Group of 6 peace bid shot down

Group of 6 peace bid shot down

Finding mediator not possible, says Suthep

Anti-government protest leader Suthep Thaugsuban reads out a letter sent to give him support to anti-government demonstrators at the Lumpini stage.
Anti-government protest leader Suthep Thaugsuban reads out a letter sent to give him support to anti-government demonstrators at the Lumpini stage.

Anti-government protest leader Suthep Thaugsuban has rejected the latest push by six independent organisations for talks to end the political stalemate.

Anti-government protest leader Suthep Thaugsuban reads out a letter sent to give him support to anti-government demonstrators at the Lumpini stage. (Photo by Pornprom Sarttarbhaya)

The government, meanwhile, reiterated that the framework for any negotiations must be in line with the constitution.

The six independent organisations on Monday proposed that the caretaker government and the People’s Democratic Reform Committee (PDRC) each present a list of 10 people to mediate in the negotiations, which would then be narrowed down to five.

The proposal was announced at the Office of the Ombudsman after representatives of the six independent bodies met to review their proposals for reconciliation.

Previously, the six bodies had tried to jointly propose solutions to the political impasse and offered to broker peace talks between the government and the PDRC.

They were expected to outline their peace plans, but had to change tack and come up with a new approach after the government and the PDRC poured cold water on their proposals.

The six bodies are the Election Commission (EC), the National Anti-Corruption Commission, the National Human Rights Commission, the Office of the Ombudsman, the State Audit Commission, and the National Economic and Social Advisory Council. The Office of the Attorney-General earlier withdrew from the mediating effort.

EC commissioner Somchai Srisuttiyakon said the six agencies met to review their proposals.

They agreed the situation has now changed and neutral people who will broker peace talks must be acceptable to all involved in the political conflict, Mr Somchai said.

He said the independent bodies have decided they will write to ask caretaker Premier Yingluck Shinawatra and PDRC secretary-general Suthep Thaugsuban to each send in lists.

Mr Somchai said the organisations will look at the lists to see if the neutral people named by the two sides match and how many of them there are.

If there are at least five neutral people who are named by both sides, they will be tasked with outlining the roadmap and framework for negotiations. They may either follow the proposals of the six independent bodies or come up with their own ones, Mr Somchai said.

The process to find five neutral people may take a month. There may be several attempts to find them before at least five people can be named, he said.
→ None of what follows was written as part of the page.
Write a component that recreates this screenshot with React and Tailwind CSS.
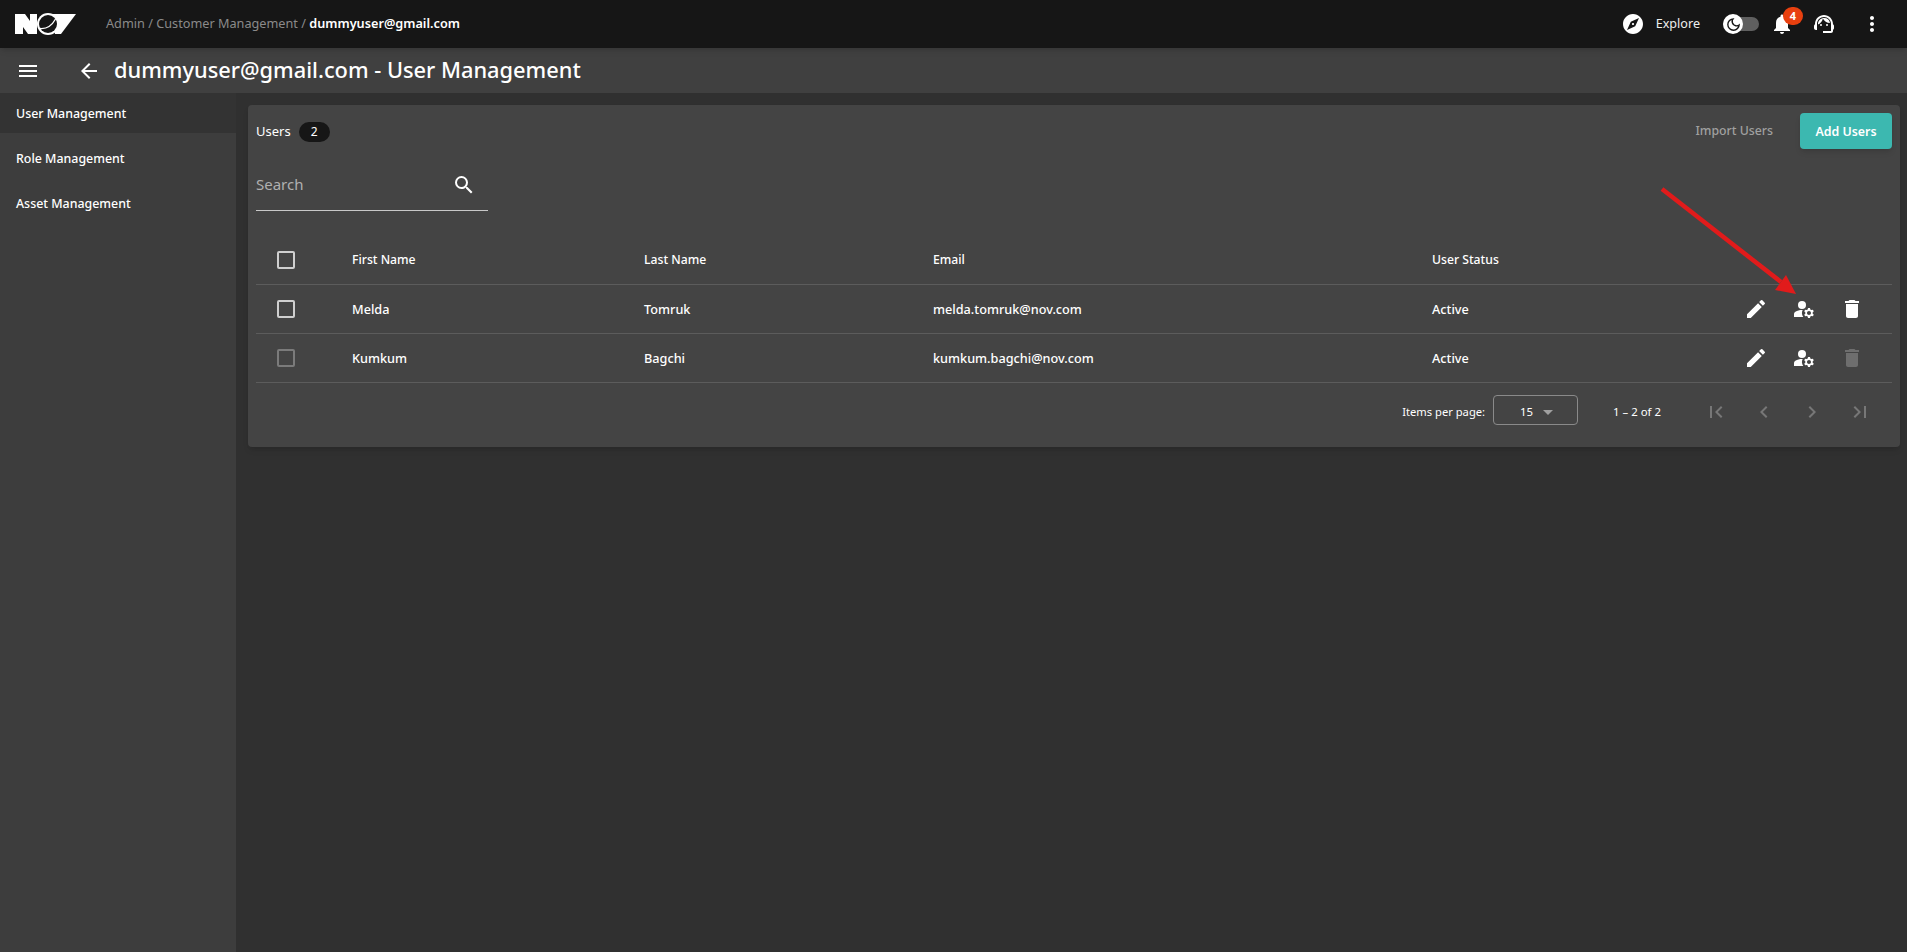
import React from 'react';
import {
    MdMenu, MdArrowBack, MdSearch, MdEdit, MdManageAccounts, MdDelete, MdMoreVert,
    MdNotifications, MdExplore, MdFirstPage, MdChevronLeft, MdChevronRight, MdLastPage,
    MdArrowDropDown, MdOutlineDarkMode, MdSupportAgent,
} from 'react-icons/md';

const users = [
    { first: 'Melda', last: 'Tomruk', email: 'melda.tomruk@nov.com', status: 'Active', canDelete: true },
    { first: 'Kumkum', last: 'Bagchi', email: 'kumkum.bagchi@nov.com', status: 'Active', canDelete: false },
];

const NovLogo = () => (
    <svg width="62" height="22" viewBox="0 0 62 22" className="shrink-0">
        <path d="M0 1h10l5 7V1h7v20h-9l-5-7v7H0z" fill="#fff" />
        <path d="M36 1h25L46 21h-6z" fill="#fff" />
        <circle cx="33" cy="11" r="11" fill="#fff" />
        <circle cx="33" cy="11" r="9" fill="#161616" />
        <path d="M25 15.5c6 .5 12-3 15.5-9.5" stroke="#fff" strokeWidth="1.3" fill="none" />
    </svg>
);

const Checkbox = ({ dim }) => (
    <div className={`w-[18px] h-[18px] rounded-[2px] border-2 ${dim ? 'border-[#7b7b7b]' : 'border-[#cfcfcf]'}`} />
);

const Row = ({ children, className = '' }) => (
    <div className={`flex items-center border-b border-[#5c5c5c] font-medium text-white ${className}`}>
        <div className="w-[96px] pl-[21px]">{children[0]}</div>
        <div className="w-[292px] pt-[2px]">{children[1]}</div>
        <div className="w-[289px] pt-[2px]">{children[2]}</div>
        <div className="w-[499px] pt-[2px]">{children[3]}</div>
        <div className="flex-1 pt-[2px]">{children[4]}</div>
        <div className="w-[148px] flex items-center">{children[5]}</div>
    </div>
);

const App = () => {
    return (
        <div className="relative h-[952px] flex flex-col bg-[#303030] font-['Noto_Sans',sans-serif] overflow-hidden">
            <header className="h-[48px] shrink-0 flex items-center bg-[#161616] pl-[15px] pr-[23px] shadow-md z-10">
                <NovLogo />
                <div className="ml-[29px] text-[12.7px] text-[#8a8a8a]">
                    Admin / Customer Management / <span className="font-semibold text-white">dummyuser@gmail.com</span>
                </div>
                <div className="ml-auto flex items-center text-white">
                    <MdExplore size={24} />
                    <span className="ml-[11px] text-[12.6px] text-[#eee]">Explore</span>
                    <div className="relative ml-[23px] w-[36px] h-[14px] rounded-full bg-[#5f5f5f]">
                        <div className="absolute left-0 top-[-3px] w-[20px] h-[20px] rounded-full bg-white flex items-center justify-center">
                            <MdOutlineDarkMode size={17} className="text-[#161616]" />
                        </div>
                    </div>
                    <div className="relative ml-[11px]">
                        <MdNotifications size={24} />
                        <span className="absolute -top-[5px] left-[13px] w-[20px] h-[18px] rounded-full bg-[#e8400f] text-[11px] font-bold text-white flex items-center justify-center">4</span>
                    </div>
                    <MdSupportAgent size={24} className="ml-[18px]" />
                    <MdMoreVert size={24} className="ml-[24px]" />
                </div>
            </header>

            <div className="h-[45px] shrink-0 flex items-center bg-[#404040] pl-[16px] text-white">
                <MdMenu size={24} />
                <MdArrowBack size={24} className="ml-[37px]" />
                <h1 className="ml-[13px] text-[21.8px] font-medium">dummyuser@gmail.com - User Management</h1>
            </div>

            <div className="flex flex-1 min-h-0">
                <aside className="w-[236px] shrink-0 bg-[#3d3d3d] text-[12.4px] font-medium text-white">
                    <div className="h-[40px] flex items-center px-[16px] pt-[2px] bg-[#333333]">User Management</div>
                    <div className="h-[45px] flex items-center px-[16px] pt-[2px] mt-[3px]">Role Management</div>
                    <div className="h-[45px] flex items-center px-[16px] pt-[2px]">Asset Management</div>
                </aside>

                <main className="flex-1 pt-[12px] pl-[12px] pr-[7px]">
                    <div className="h-[342px] rounded-[4px] bg-[#444444] px-[8px] shadow-md">
                        <div className="h-[52px] flex items-center">
                            <span className="pt-[2px] text-[13px] text-white">Users</span>
                            <span className="ml-[8px] mt-[1px] w-[31px] h-[20px] rounded-full bg-[#161616] text-[12px] text-white flex items-center justify-center">2</span>
                            <span className="ml-auto text-[12.3px] font-medium text-[#a0a0a0]">Import Users</span>
                            <button className="ml-[27px] w-[92px] h-[36px] pt-[2px] rounded-[4px] bg-[#3cb8b0] text-[12.4px] font-semibold text-white shadow-md">Add Users</button>
                        </div>
                        <div className="w-[232px] h-[50px] mt-[4px] pb-[2px] flex items-center justify-between border-b border-[#c8c8c8]">
                            <span className="text-[15px] text-[#b0b0b0]">Search</span>
                            <MdSearch size={24} className="text-white mr-[12px]" />
                        </div>
                        <div className="mt-[24px]">
                            <Row className="h-[50px] text-[12.2px]">
                                <Checkbox />
                                <span>First Name</span>
                                <span>Last Name</span>
                                <span>Email</span>
                                <span>User Status</span>
                                <span />
                            </Row>
                            {users.map((user) => (
                                <Row key={user.email} className="h-[49px] text-[12.7px]">
                                    <Checkbox dim={!user.canDelete} />
                                    <span>{user.first}</span>
                                    <span>{user.last}</span>
                                    <span>{user.email}</span>
                                    <span>{user.status}</span>
                                    <div className="flex items-center gap-[24px]">
                                        <MdEdit size={24} />
                                        <MdManageAccounts size={24} />
                                        <MdDelete size={24} className={user.canDelete ? 'text-white' : 'text-[#6e6e6e]'} />
                                    </div>
                                </Row>
                            ))}
                        </div>
                        <div className="h-[57px] flex items-center justify-end pr-[20px] text-white">
                            <span className="pt-[2px] text-[11.2px]">Items per page:</span>
                            <div className="ml-[8px] mb-[3px] pt-[3px] w-[85px] h-[30px] pl-[26px] rounded-[4px] border border-[#8a8a8a] flex items-center text-[11.4px]">
                                15
                                <MdArrowDropDown size={24} className="ml-[3px] text-[#a0a0a0]" />
                            </div>
                            <span className="ml-[35px] text-[11.4px]">1 – 2 of 2</span>
                            <div className="ml-[43px] flex items-center gap-[24px] text-[#777777]">
                                <MdFirstPage size={24} />
                                <MdChevronLeft size={24} />
                                <MdChevronRight size={24} />
                                <MdLastPage size={24} />
                            </div>
                        </div>
                    </div>
                </main>
            </div>

            {/* annotation arrow drawn over the table */}
            <svg className="absolute left-[1655px] top-[180px]" width="150" height="120" viewBox="0 0 150 120">
                <path d="M7 9L126 102" stroke="#e11b1b" strokeWidth="4.5" fill="none" />
                <path d="M141 114L120 110L131 95Z" fill="#e11b1b" />
            </svg>
        </div>
    );
};

export default App;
Mr Somchai stressed that when a panel of neutral people brokers peace talks it must work transparently and be open to public scrutiny. They must not reach any compromise benefiting the two conflicting sides at the expense of the public interest.

He said the work of the panel must not affect the work of the independent bodies which are obliged to perform their duties in line with the law.

Ms Yingluck was quoted as telling her close aides that the government will not make any nominations first but will wait and see what the PDRC has to say.

Mr Suthep responded to the prime minister on the Lumpini rally stage last night, saying: “I would like to tell Yingluck not to wait for me. I won’t propose any names,” he said.

“With respect to the independent agencies, it’s not that I don’t want to cooperate but I don’t believe it would be possible to find a mediator between Yingluck’s side and ours. The reality is that Yingluck and Thaksin [Shinawatra, ousted prime minister] are desperate to hold on to power and want to maintain their grip on Thailand.

“They will fight using all means, no matter lawful or unlawful,” he said.

Meanwhile, caretaker PM’s Office Minister Varathep Rattanakorn yesterday welcomed the proposal of the six bodies but warned the terms for the negotiations were far more important than who the mediator is.

“If the terms of negotiations are not in accordance with the constitution, the talks will not accomplish their goal. The government would not do things that are not consistent with the charter,” he said.

Gen Ekkachai Sriwilas, director of the King Prajadhipok Institute’s Office of Peace and Governance, said he did not believe the roadmap for peace proposed earlier by the independent bodies would be successful.

He said some of the independent bodies appear to be in conflict with the government themselves such as the EC, the Office of the Ombudsman or the NACC.

Gen Ekkachai said independent bodies must avoid acting as if they are in conflict with the government so that the peace talks can proceed.